Il presidente nazionale del Forum delle associazioni familiari, Gigi De Palo, non usa mezzi termini e lancia l’allarme: “L’Italia sta morendo – ha detto – non c’è più tempo da perdere”.

“I dati Istat sulle nascite – prosegue De Palo -, sul saldo naturale e sugli italiani che vanno all’estero a realizzare i loro sogni lavorativi e familiari sono impressionanti. Nel frattempo, a livello politico e istituzionale si discute ancora delle coperture per l’assegno unico-universale. È necessario che tutte le forze politiche remino nella stessa direzione per concretizzare nella prossima legge di Bilancio l’assegno unico-universale. Se siamo tutti d’accordo, che cosa stiamo aspettando?”.
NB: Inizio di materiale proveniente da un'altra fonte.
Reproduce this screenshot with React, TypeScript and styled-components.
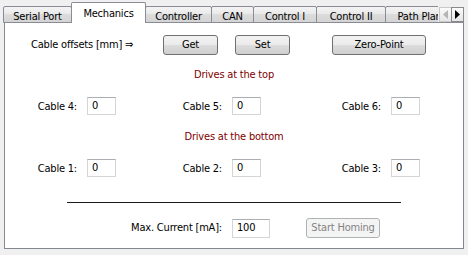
import React from "react";
import styled, { createGlobalStyle } from "styled-components";

const GlobalStyle = createGlobalStyle`
  html, body {
    margin: 0;
    padding: 0;
    background: #f0f0f0;
  }
  body {
    font-family: "DejaVu Sans Condensed", "Liberation Sans", sans-serif;
    font-size: 11px;
    letter-spacing: -0.2px;
    color: #000;
  }
`;

const Window = styled.div`
  width: 468px;
  height: 255px;
  box-sizing: border-box;
  padding: 2px 4px 0 4px;
  background: #f0f0f0;
`;

const TabBar = styled.div`
  display: flex;
  height: 20px;
`;

const TabStrip = styled.div`
  display: flex;
  align-items: flex-end;
  width: 436px;
  height: 21px;
  overflow: hidden;
  padding-left: 1px;
  margin-left: -1px;
  position: relative;
  z-index: 1;
`;

const Tab = styled.div<{ $w: number; $active?: boolean }>`
  flex: none;
  box-sizing: border-box;
  width: ${(p) => p.$w}px;
  height: ${(p) => (p.$active ? 21 : 17)}px;
  margin-left: -1px;
  padding-top: ${(p) => (p.$active ? 4 : 3)}px;
  border: 1px solid #898c95;
  border-bottom: ${(p) => (p.$active ? "none" : "1px solid #898c95")};
  border-radius: 2px 2px 0 0;
  background: ${(p) =>
    p.$active
      ? "#ffffff"
      : "linear-gradient(#f4f4f4, #e8e8e8 50%, #dcdcdc 50%, #d4d4d4)"};
  position: relative;
  z-index: ${(p) => (p.$active ? 2 : 1)};
  text-align: center;
  line-height: 13px;
  white-space: nowrap;
  overflow: hidden;
`;

const Arrows = styled.div`
  display: flex;
  margin-top: 5px;
  margin-left: 1px;
  height: 15px;
`;

const ArrowButton = styled.div<{ $disabled?: boolean }>`
  box-sizing: border-box;
  width: 13px;
  height: 15px;
  margin-left: -1px;
  border: 1px solid ${(p) => (p.$disabled ? "#c9c9c9" : "#8a8a8a")};
  background: linear-gradient(#fbfbfb, #e6e6e6);
  display: flex;
  align-items: center;
  justify-content: center;
  &:first-child {
    margin-left: 0;
  }
`;

const Panel = styled.div`
  box-sizing: border-box;
  width: 460px;
  height: 227px;
  border: 1px solid #898c95;
  border-right-color: #828790;
  border-bottom-color: #828790;
  background: #ffffff;
  display: flex;
  flex-direction: column;
  padding-top: 12px;
`;

const TopRow = styled.div`
  display: flex;
  align-items: center;
  height: 20px;
  padding-left: 26px;
`;

const OffsetLabel = styled.div`
  width: 132px;
  line-height: 14px;
`;

const Button = styled.div<{ $w: number; $ml?: number; $disabled?: boolean }>`
  box-sizing: border-box;
  width: ${(p) => p.$w}px;
  height: 20px;
  margin-left: ${(p) => p.$ml ?? 0}px;
  border: 1px solid ${(p) => (p.$disabled ? "#adb2b5" : "#707070")};
  border-radius: 3px;
  background: ${(p) =>
    p.$disabled
      ? "#f4f4f4"
      : "linear-gradient(#f2f2f2, #ebebeb 50%, #dddddd 50%, #cfcfcf)"};
  color: ${(p) => (p.$disabled ? "#838383" : "#000")};
  display: flex;
  align-items: center;
  justify-content: center;
  line-height: 14px;
  white-space: nowrap;
`;

const Heading = styled.div<{ $mt: number }>`
  margin-top: ${(p) => p.$mt}px;
  color: #800000;
  text-align: center;
  line-height: 14px;
`;

const CableGrid = styled.div`
  display: grid;
  grid-template-columns: 111px 145px 159px;
  margin-top: 15px;
  height: 18px;
`;

const CableCell = styled.div`
  display: flex;
  align-items: center;
  justify-content: flex-end;
  gap: 10px;
`;

const Input = styled.div<{ $w: number; $h: number }>`
  box-sizing: border-box;
  width: ${(p) => p.$w}px;
  height: ${(p) => p.$h}px;
  border: 1px solid #d5d5d5;
  border-top-color: #abadb3;
  background: #fff;
  padding-left: 4px;
  display: flex;
  align-items: center;
  line-height: 14px;
`;

const Rule = styled.div`
  margin: 25px 0 0 62px;
  width: 334px;
  height: 1px;
  background: #1a1a1a;
`;

const BottomRow = styled.div`
  display: flex;
  align-items: center;
  margin-top: 15px;
  height: 20px;
`;

const CurrentLabel = styled.div`
  width: 217px;
  text-align: right;
  margin-right: 10px;
  line-height: 14px;
`;

const Triangle: React.FC<{ dir: "left" | "right"; color: string }> = ({
  dir,
  color,
}) => (
  <svg width="5" height="9" viewBox="0 0 5 9">
    {dir === "left" ? (
      <path d="M5 0 L0 4.5 L5 9 Z" fill={color} />
    ) : (
      <path d="M0 0 L5 4.5 L0 9 Z" fill={color} />
    )}
  </svg>
);

const tabs = [
  { label: "Serial Port", w: 69 },
  { label: "Mechanics", w: 75, active: true },
  { label: "Controller", w: 67 },
  { label: "CAN", w: 43 },
  { label: "Control I", w: 64 },
  { label: "Control II", w: 70 },
  { label: "Path Planning", w: 90 },
];

const topCables = ["Cable 4:", "Cable 5:", "Cable 6:"];
const bottomCables = ["Cable 1:", "Cable 2:", "Cable 3:"];

const App: React.FC = () => {
  return (
    <Window>
      <GlobalStyle />
      <TabBar>
        <TabStrip>
          {tabs.map((t) => (
            <Tab key={t.label} $w={t.w} $active={t.active}>
              {t.label}
            </Tab>
          ))}
        </TabStrip>
        <Arrows>
          <ArrowButton $disabled>
            <Triangle dir="left" color="#b4b4b4" />
          </ArrowButton>
          <ArrowButton>
            <Triangle dir="right" color="#000" />
          </ArrowButton>
        </Arrows>
      </TabBar>
      <Panel>
        <TopRow>
          <OffsetLabel>Cable offsets [mm] ⇒</OffsetLabel>
          <Button $w={55}>Get</Button>
          <Button $w={55} $ml={17}>
            Set
          </Button>
          <Button $w={94} $ml={42}>
            Zero-Point
          </Button>
        </TopRow>

        <Heading $mt={13}>Drives at the top</Heading>
        <CableGrid>
          {topCables.map((c) => (
            <CableCell key={c}>
              <span>{c}</span>
              <Input $w={29} $h={18}>0</Input>
            </CableCell>
          ))}
        </CableGrid>

        <Heading $mt={15}>Drives at the bottom</Heading>
        <CableGrid>
          {bottomCables.map((c) => (
            <CableCell key={c}>
              <span>{c}</span>
              <Input $w={29} $h={18}>0</Input>
            </CableCell>
          ))}
        </CableGrid>

        <Rule />

        <BottomRow>
          <CurrentLabel>Max. Current [mA]:</CurrentLabel>
          <Input $w={38} $h={19}>100</Input>
          <Button $w={74} $ml={36} $disabled>
            Start Homing
          </Button>
        </BottomRow>
      </Panel>
    </Window>
  );
};

export default App;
“Il tema demografico – sottolinea ancora – non è uno dei temi: è il tema centrale del futuro. Per questo, abbiamo fatto notare con preoccupazione la sua assenza all’interno degli Stati Generali dell’Economia organizzati dal Governo. Senza figli non c’è futuro, neppure a livello economico. Non c’è più tempo da perdere. Il Governo e il Parlamento devono scegliere se passare alla storia o essere i curatori fallimentari del nostro Paese”.